North Dakota and other states with a high well-being index and surprisingly low unemployment rate — including states in the Midwest, West and New England regions — are not the places that black folks would first consider as an option. North Dakota is 90 percent white, only 5.4 percent Native American, 1.2 percent black, and 1 percent Asian. Moreover, with a population under 673,000, North Dakota is less than one-tenth the size of Los Angeles County, a quarter the size of Brooklyn, and smaller than Detroit —not exactly inviting for many black urban dwellers.But with unemployment as high as it is, black folks may need to begin looking for work in places they never would have considered. Meanwhile, venturing outside of our comfort zone to make a new life for ourselves is not a brand new concept. African-Americans, like any other group, travel to where the opportunities take them.

During the Great Northern Migration that took place in the early part of the twentieth century through World War II, 1.6 million blacks left the rural South and moved to northward. They left to escape the remnants of slavery that existed in the form of Jim Crow segregation, Klan terrorism and the economic exploitation of Southern sharecropping.

After the war through 1960, another 3 million black people departed from the South to scattered locations on the West Coast, as well as in Midwestern and Eastern cities. This migration, one of the largest in U.S. history, dramatically changed the look, feel and flavor of cities such as Chicago, New York, L.A., and Philly, and fundamentally altered American culture forever.

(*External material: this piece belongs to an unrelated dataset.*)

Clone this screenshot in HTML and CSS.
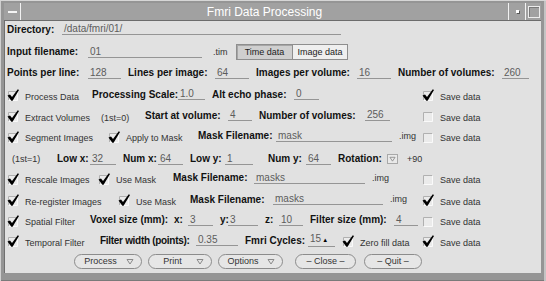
FILE: index.html
```html
<!DOCTYPE html>
<html lang="en">
<head>
    <meta charset="UTF-8">
    <title>Fmri Data Processing</title>
    <link rel="stylesheet" href="styles.css">
</head>
<body>

<svg class="defs" width="0" height="0">
    <symbol id="box-off" viewBox="0 0 12 12">
        <rect x="1.5" y="2.5" width="9" height="9" fill="#ebebeb"/>
        <path d="M1.5 11.5V2.5h9" fill="none" stroke="#b0b0b0"/>
        <path d="M10.5 2.5v9h-9" fill="none" stroke="#fafafa"/>
    </symbol>
    <symbol id="box-on" viewBox="0 0 12 12">
        <rect x="1.5" y="2.5" width="9" height="9" fill="#ebebeb"/>
        <path d="M1.5 11.5V2.5h9" fill="none" stroke="#b0b0b0"/>
        <path d="M10.5 2.5v9h-9" fill="none" stroke="#fafafa"/>
        <path d="M0.5 6.5L3 5.5L5 8L10.8 0.2L12 1L5.6 11.8H4.3Z" fill="#000"/>
    </symbol>
    <symbol id="tri" viewBox="0 0 8 7">
        <path d="M1 1.5h6L4 6z" fill="none" stroke="#8a8a8a"/>
    </symbol>
</svg>

<div class="window">
    <div class="titlebar">
        <div class="wmenu"><span class="dash"></span></div>
        <div class="title">Fmri Data Processing</div>
        <div class="wbtn"><span class="dot"></span></div>
        <div class="wbtn last"><span class="sq"></span></div>
    </div>

    <div class="panel">
        <!-- file settings -->
        <div class="row dir">
            <span class="lbl w55">Directory:</span>
            <span class="fld w279">/data/fmri/01/</span>
        </div>
        <div class="row top">
            <span class="lbl w81">Input filename:</span>
            <span class="fld w114">01</span>
            <span class="sfx ml4 w23">.tim</span>
            <div class="tabs">
                <span class="tab on">Time data</span>
                <span class="tab">Image data</span>
            </div>
        </div>
        <div class="row">
            <span class="lbl w81">Points per line:</span>
            <span class="fld w33">128</span>
            <span class="lbl w87">Lines per image:</span>
            <span class="fld w34">64</span>
            <span class="lbl w101">Images per volume:</span>
            <span class="fld w34">16</span>
            <span class="lbl w104">Number of volumes:</span>
            <span class="fld w27">260</span>
        </div>

        <!-- processing steps -->
        <div class="row cb sep">
            <label class="chk w85"><svg><use href="#box-on"/></svg>Process Data</label>
            <span class="lbl w86">Processing Scale:</span>
            <span class="fld w27">1.0</span>
            <span class="lbl w82">Alt echo phase:</span>
            <span class="fld w25">0</span>
            <label class="chk save"><svg><use href="#box-on"/></svg>Save data</label>
        </div>
        <div class="row cb">
            <label class="chk w94"><svg><use href="#box-on"/></svg>Extract Volumes</label>
            <span class="txt w44">(1st=0)</span>
            <span class="lbl w83">Start at volume:</span>
            <span class="fld w24">4</span>
            <span class="lbl w106">Number of volumes:</span>
            <span class="fld w25">256</span>
            <label class="chk save"><svg><use href="#box-off"/></svg>Save data</label>
        </div>
        <div class="row cb short">
            <label class="chk w101"><svg><use href="#box-on"/></svg>Segment Images</label>
            <label class="chk w90"><svg><use href="#box-on"/></svg>Apply to Mask</label>
            <span class="lbl w78">Mask Filename:</span>
            <span class="fld w116">mask</span>
            <span class="sfx">.img</span>
            <label class="chk save"><svg><use href="#box-off"/></svg>Save data</label>
        </div>
        <div class="row">
            <span class="txt w50 pl5">(1st=1)</span>
            <span class="lbl w33">Low x:</span>
            <span class="fld w26">32</span>
            <span class="lbl w35">Num x:</span>
            <span class="fld w25">64</span>
            <span class="lbl w35">Low y:</span>
            <span class="fld w28 mr15">1</span>
            <span class="lbl w38">Num y:</span>
            <span class="fld w25">64</span>
            <span class="lbl w49">Rotation:</span>
            <span class="drop"><svg><use href="#tri"/></svg></span>
            <span class="txt ml9">+90</span>
        </div>
        <div class="row cb tall">
            <label class="chk w91"><svg><use href="#box-on"/></svg>Rescale Images</label>
            <label class="chk w75"><svg><use href="#box-on"/></svg>Use Mask</label>
            <span class="lbl w81">Mask Filename:</span>
            <span class="fld w111">masks</span>
            <span class="sfx">.img</span>
            <label class="chk save"><svg><use href="#box-off"/></svg>Save data</label>
        </div>
        <div class="row cb">
            <label class="chk w111"><svg><use href="#box-on"/></svg>Re-register Images</label>
            <label class="chk w72"><svg><use href="#box-on"/></svg>Use Mask</label>
            <span class="lbl w83">Mask Filename:</span>
            <span class="fld w110">masks</span>
            <span class="sfx">.img</span>
            <label class="chk save"><svg><use href="#box-on"/></svg>Save data</label>
        </div>
        <div class="row cb short">
            <label class="chk w83"><svg><use href="#box-on"/></svg>Spatial Filter</label>
            <span class="lbl w84">Voxel size (mm):</span>
            <span class="lbl w14">x:</span>
            <span class="fld w25">3</span>
            <span class="lbl w8">y:</span>
            <span class="fld w30">3</span>
            <span class="lbl w14">z:</span>
            <span class="fld w24">10</span>
            <span class="lbl w84">Filter size (mm):</span>
            <span class="fld w24 mr0">4</span>
            <label class="chk save"><svg><use href="#box-off"/></svg>Save data</label>
        </div>
        <div class="row cb">
            <label class="chk w93"><svg><use href="#box-on"/></svg>Temporal Filter</label>
            <span class="lbl w96 tight">Filter width (points):</span>
            <span class="fld w42">0.35</span>
            <span class="lbl w63">Fmri Cycles:</span>
            <span class="fld w27">15<span class="cursor">&#9650;</span></span>
            <label class="chk"><svg><use href="#box-on"/></svg>Zero fill data</label>
            <label class="chk save"><svg><use href="#box-on"/></svg>Save data</label>
        </div>

        <!-- commands -->
        <div class="actions">
            <span class="btn menu w68"><span class="cap">Process</span><svg><use href="#tri"/></svg></span>
            <span class="btn menu w64"><span class="cap">Print</span><svg><use href="#tri"/></svg></span>
            <span class="btn menu w65"><span class="cap">Options</span><svg><use href="#tri"/></svg></span>
            <span class="btn w61 ml12">&ndash; Close &ndash;</span>
            <span class="btn w58 ml8">&ndash; Quit &ndash;</span>
        </div>
    </div>
</div>

</body>
</html>
```

FILE: styles.css
```css
* {
    box-sizing: border-box;
}
body {
    margin: 0;
    background: #ffffff;
    font-family: "Liberation Sans", Arial, sans-serif;
}
.defs {
    position: absolute;
    width: 0;
    height: 0;
}

/* window frame */
.window {
    width: 546px;
    height: 281px;
    padding: 3px 5px 8px 4px;
    display: flex;
    flex-direction: column;
    background: #959595;
    box-shadow: inset 0 1px 0 #d6d6d6, inset 1px 0 0 #d0d0d0, inset -2px 0 0 #c4c4c4, inset 0 -1px 0 #7a7a7a;
}
.titlebar {
    height: 18px;
    display: flex;
    flex: none;
    background: #a1a1a1;
    border-bottom: 1px solid #6c6c6c;
    color: #ffffff;
}
.wmenu {
    width: 17px;
    border-right: 1px solid #f2f2f2;
    display: flex;
    align-items: center;
    justify-content: center;
}
.dash {
    width: 9px;
    height: 2px;
    background: #f4f4f4;
}
.title {
    flex: 1;
    text-align: center;
    font-size: 12px;
    line-height: 18px;
}
.wbtn {
    width: 17px;
    border-left: 1px solid #f2f2f2;
    display: flex;
    align-items: center;
    justify-content: center;
}
.wbtn.last {
    width: 16px;
}
.dot {
    width: 3px;
    height: 3px;
    background: #ffffff;
    box-shadow: 1px 1px 0 #555555;
}
.sq {
    width: 12px;
    height: 12px;
    margin-top: 1px;
    border: 1px solid #ececec;
    box-shadow: inset 1px 1px 0 #7a7a7a;
}

/* panel */
.panel {
    flex: 1;
    background: #e1e1e1;
    border-left: 1px solid #707070;
    padding-left: 2px;
}
.row {
    height: 21px;
    display: flex;
    align-items: center;
}
.row.dir { height: 16px; }
.row.top { margin-top: 4px; }
.row.sep { margin-top: 3px; }
.row.short { height: 20px; }
.row.tall { height: 22px; }

.lbl {
    flex: none;
    font-size: 10px;
    font-weight: bold;
    color: #111111;
    white-space: nowrap;
}
.lbl.tight { letter-spacing: -0.3px; }
.fld {
    flex: none;
    margin-right: 7px;
    padding-left: 2px;
    font-size: 10px;
    line-height: 11px;
    color: #5c5c5c;
    border-bottom: 1px solid #959595;
    white-space: nowrap;
}
.txt, .sfx {
    flex: none;
    font-size: 9px;
    color: #333333;
    white-space: nowrap;
}
.cb .lbl, .cb .fld, .cb .sfx {
    margin-bottom: 5px;
}
.cursor {
    font-size: 6px;
    color: #000000;
    margin-left: 1px;
}

.chk {
    flex: none;
    display: flex;
    align-items: center;
    font-size: 9px;
    color: #333333;
    white-space: nowrap;
}
.chk svg {
    width: 12px;
    height: 12px;
    margin: 0 6px 3px 0;
    flex: none;
}
.chk.save {
    margin-left: auto;
    width: 119px;
}

.tabs {
    display: flex;
    flex: none;
}
.tab {
    width: 56px;
    height: 16px;
    display: flex;
    align-items: center;
    justify-content: center;
    font-size: 9px;
    color: #222222;
    background: #efefef;
    border: 1px solid #8e8e8e;
}
.tab.on {
    background: #cfcfcf;
    border-right: none;
    box-shadow: inset 1px 1px 0 #a6a6a6;
}

.drop {
    flex: none;
    width: 11px;
    height: 10px;
    display: flex;
    align-items: center;
    justify-content: center;
    background: #e9e9e9;
    border: 1px solid #a8a8a8;
}
.drop svg {
    width: 7px;
    height: 6px;
}

/* command buttons */
.actions {
    height: 16px;
    display: flex;
    align-items: center;
    padding-left: 67px;
}
.btn {
    flex: none;
    height: 15px;
    display: flex;
    align-items: center;
    justify-content: center;
    font-size: 9px;
    color: #333333;
    background: #e6e6e6;
    border: 1px solid #8c8c8c;
    border-radius: 8px;
}
.btn + .btn { margin-left: 6px; }
.btn.menu svg {
    width: 8px;
    height: 7px;
    margin-right: 7px;
    flex: none;
}
.btn .cap {
    flex: 1;
    text-align: center;
}

/* spacing and width helpers */
.pl5 { padding-left: 5px; }
.ml4 { margin-left: 4px; }
.ml9 { margin-left: 9px; }
.btn.ml8 { margin-left: 8px; }
.btn.ml12 { margin-left: 12px; }
.fld.mr15 { margin-right: 15px; }
.fld.mr0 { margin-right: 0; }

.w8 { width: 8px; }
.w14 { width: 14px; }
.w23 { width: 23px; }
.w24 { width: 24px; }
.w25 { width: 25px; }
.w26 { width: 26px; }
.w27 { width: 27px; }
.w28 { width: 28px; }
.w30 { width: 30px; }
.w33 { width: 33px; }
.w34 { width: 34px; }
.w35 { width: 35px; }
.w38 { width: 38px; }
.w42 { width: 42px; }
.w44 { width: 44px; }
.w49 { width: 49px; }
.w50 { width: 50px; }
.w55 { width: 55px; }
.w58 { width: 58px; }
.w61 { width: 61px; }
.w63 { width: 63px; }
.w64 { width: 64px; }
.w65 { width: 65px; }
.w68 { width: 68px; }
.w72 { width: 72px; }
.w75 { width: 75px; }
.w78 { width: 78px; }
.w81 { width: 81px; }
.w82 { width: 82px; }
.w83 { width: 83px; }
.w84 { width: 84px; }
.w85 { width: 85px; }
.w86 { width: 86px; }
.w87 { width: 87px; }
.w90 { width: 90px; }
.w91 { width: 91px; }
.w93 { width: 93px; }
.w94 { width: 94px; }
.w96 { width: 96px; }
.w101 { width: 101px; }
.w104 { width: 104px; }
.w106 { width: 106px; }
.w110 { width: 110px; }
.w111 { width: 111px; }
.w114 { width: 114px; }
.w116 { width: 116px; }
.w279 { width: 279px; }
```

The industrial North was no promised land, however, and from the 1960s and escalating from the 1990s onward, America has witnessed the reverse-migration of blacks back to the “new promised land” of the South.

It’s all in the numbers. For example, from 2000 to 2009, the Atlanta metropolitan area gained 500,000 black residents, while the New York City area lost 55,000 black residents. The South now has its largest percentage of African-Americans since 1960. In addition, 20 of 25 cities with a population of at least 250,000 and a 20 percent black population either lost more black people or gained fewer in the past decade than in the 1990s.

This trend has also affected such black bastions as Chicago, St. Louis, San Francisco, Los Angeles, Oakland, Cleveland and Atlanta (the city of Atlanta shed black residents, even as the black population of its metropolitan area soared). Population declines were caused by middle and upper-middle class blacks heading for the suburbs, the aging of the African-American population, and blacks leaving the North for booming cities in the South.

What people are learning is that dire circumstances require aggressive action and new ways of thinking. Perhaps a place like North Dakota might not appeal to you. And during a time of global warming and the promise of green jobs, working in the oil industry might not be your cup of tea.

You may even decide to tough it out where you are, or band together with others and dabble in some of that cooperative economics (Ujamaa), that untapped spirit of entrepreneurship which many celebrate at Kwanzaa time. Nevertheless, with joblessness and poverty as high as they are — with no signs of improving anytime in the foreseeable future — the idea of striking out on your own and taking a chance in an unfamiliar place must at least become part of the mix.